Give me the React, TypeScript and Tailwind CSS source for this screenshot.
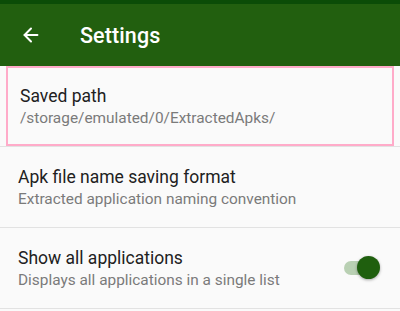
import { ArrowLeft } from "lucide-react";

type Row = { title: string; summary: string; toggle?: boolean; focused?: boolean };

const ROWS: Row[] = [
  { title: "Saved path", summary: "/storage/emulated/0/ExtractedApks/", focused: true },
  { title: "Apk file name saving format", summary: "Extracted application naming convention" },
  { title: "Show all applications", summary: "Displays all applications in a single list", toggle: true },
];

function Switch() {
  return (
    <div className="relative w-[36px] h-[24px] flex items-center shrink-0">
      <div className="w-[32px] h-[14px] rounded-full bg-[#b9d0b3]" />
      <div className="absolute right-0 top-0 w-[23px] h-[23px] rounded-full bg-[#1f5f0e] shadow-[0_1px_3px_rgba(0,0,0,0.35)]" />
    </div>
  );
}

export default function App() {
  return (
    <div className="w-[400px] h-[311px] bg-[#fafafa] overflow-hidden" style={{ fontFamily: "Roboto, 'Noto Sans', sans-serif" }}>
      <div className="h-[4px] bg-[#0b4c07]" />
      <div className="h-[62px] bg-[#225f0f] flex items-center text-white">
        <ArrowLeft className="w-[22px] h-[22px] ml-[20px]" strokeWidth={2.2} />
        <span className="ml-[38px] mt-[2px] text-[21.5px] font-medium tracking-[0.1px]">Settings</span>
      </div>
      {ROWS.map((row) => (
        <div key={row.title} className="border-b border-[#e2e2e2]">
          <div
            className={
              row.focused
                ? "mx-[6px] h-[80px] border-2 border-[#ffabc9] flex items-center pl-[12px] pr-[14px]"
                : "h-[80px] flex items-center pl-[18px] pr-[20px]"
            }
          >
            <div className="flex-1 flex flex-col">
              <span className="text-[17.5px] leading-[24px] text-[#212121]">{row.title}</span>
              <span className="text-[15.4px] leading-[20px] text-[#7a7a7a]">{row.summary}</span>
            </div>
            {row.toggle && <Switch />}
          </div>
        </div>
      ))}
    </div>
  );
}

◇ ◇ ◇

• [DESCRIPTION OF THE TASK] Each line above is to be copied verbatim. Drop any image from the copy.

• [OUTPUT FOR THIS TASK]
Give me the React, TypeScript and Tailwind CSS source for this screenshot.
import { ArrowLeft } from "lucide-react";

type Row = { title: string; summary: string; toggle?: boolean; focused?: boolean };

const ROWS: Row[] = [
  { title: "Saved path", summary: "/storage/emulated/0/ExtractedApks/", focused: true },
  { title: "Apk file name saving format", summary: "Extracted application naming convention" },
  { title: "Show all applications", summary: "Displays all applications in a single list", toggle: true },
];

function Switch() {
  return (
    <div className="relative w-[36px] h-[24px] flex items-center shrink-0">
      <div className="w-[32px] h-[14px] rounded-full bg-[#b9d0b3]" />
      <div className="absolute right-0 top-0 w-[23px] h-[23px] rounded-full bg-[#1f5f0e] shadow-[0_1px_3px_rgba(0,0,0,0.35)]" />
    </div>
  );
}

export default function App() {
  return (
    <div className="w-[400px] h-[311px] bg-[#fafafa] overflow-hidden" style={{ fontFamily: "Roboto, 'Noto Sans', sans-serif" }}>
      <div className="h-[4px] bg-[#0b4c07]" />
      <div className="h-[62px] bg-[#225f0f] flex items-center text-white">
        <ArrowLeft className="w-[22px] h-[22px] ml-[20px]" strokeWidth={2.2} />
        <span className="ml-[38px] mt-[2px] text-[21.5px] font-medium tracking-[0.1px]">Settings</span>
      </div>
      {ROWS.map((row) => (
        <div key={row.title} className="border-b border-[#e2e2e2]">
          <div
            className={
              row.focused
                ? "mx-[6px] h-[80px] border-2 border-[#ffabc9] flex items-center pl-[12px] pr-[14px]"
                : "h-[80px] flex items-center pl-[18px] pr-[20px]"
            }
          >
            <div className="flex-1 flex flex-col">
              <span className="text-[17.5px] leading-[24px] text-[#212121]">{row.title}</span>
              <span className="text-[15.4px] leading-[20px] text-[#7a7a7a]">{row.summary}</span>
            </div>
            {row.toggle && <Switch />}
          </div>
        </div>
      ))}
    </div>
  );
}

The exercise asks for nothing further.